Inside Akhzer’s roomy workplace-cum-home, I’m joined by his 29-year-old brother Muzammil Khan and 55-year-old uncle Mohammad Zulfiqar. “Our industry, our business, our shops, they are the target of the Indian government,” says Akhzer’s father, whose anxious frown outlasts our conversation. “They know we make the most amount of money during Eid, and yet they time their curfews like this. And what’s the reason for all this injustice? Development of Kashmir. It’s laughable. Awaam nahi bachega toh kya development hoga? If the people don’t survive then how will they develop?”
The Akhzer family’s textile workshop. It is currently not functioning.
“In 2016, we would run our business at night,” says Zulfiqar, “we can’t do that this time. There’s no network or landline services. Agle mahine guzaara mushkil hoga. Life will be tough next month.”
Akhzer junior, who has a Bachelor’s degree in Architecture, adds that it is in the time of curfews that radicalisation finds fertile ground in the Valley, especially among those of his generation. “We just sit inside our homes all day doing nothing. We’re trapped. No school, college and work. That’s when all kinds of ideas come into people’s minds. In normal times we’re occupied by our business and our studies.”
Zulfiqar chooses to speak for his generation. The Indian government’s decision to bar people from reading namaz during Eid, he says, did not sit well with the elders. “And when it comes to restraining the youth, it is us old ones who cast influence. We tell them to not pick up the gun. Will we restrain them now?” He lets the question hang in the air. Or it could have been rhetorical.
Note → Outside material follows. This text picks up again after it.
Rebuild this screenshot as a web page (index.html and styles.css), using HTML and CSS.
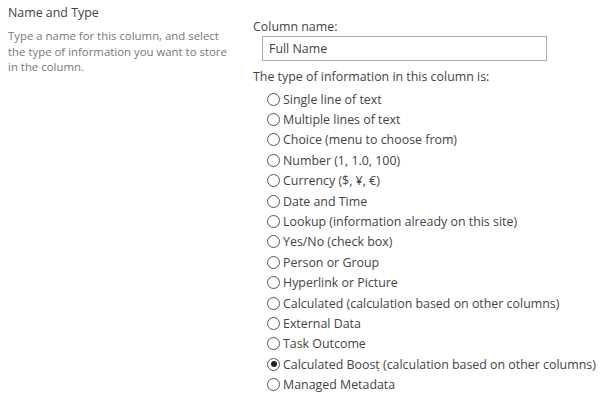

But then Akhzer senior resolves any doubts. “Rich and poor will flow into the street once the armed forces leave. How long will they stay here anyway? We will fight for azaadi from India’s autocratic rule.”
Khan, who wants to leave for Kerala if things become violent, also nods his head. “I couldn’t imagine a life like this a few years ago. Now I’m being forced to live it,” he hums, almost to himself.
“Pandit Nehru ne Kashmir ko dil se lagaane ki koshish ki thi. Ab wo daur nahi raha. Pandit Nehru tried to bring Kashmir closer to his heart. That era is bygone,” remarks old Zulfiqar, shifting in his chair. “Nothing good happened in these 70 years. 370 was a promise of freedom for us. We were never free anyway. Its abrogation is not so much a political murder, it is a sentimental murder.”
In Downtown Srinagar, it is rather obvious that the “nationalism” of Delhi’s political-speak translates to “conquest” in Kashmiri. For the demographically-dominant Kashmiri Muslims, promises of “development” and “social justice” are the devious fig leaves of a fundamentally devious Indian state. The reason for their shock and fury, they say, lies in three things: the abrogation of Article 370, the deceit of its method, and the consequences it brought in its wake. To them, it is not only the opening but also the flogging of old wounds.
Multiple names in the story have been changed to protect the identity of interviewees.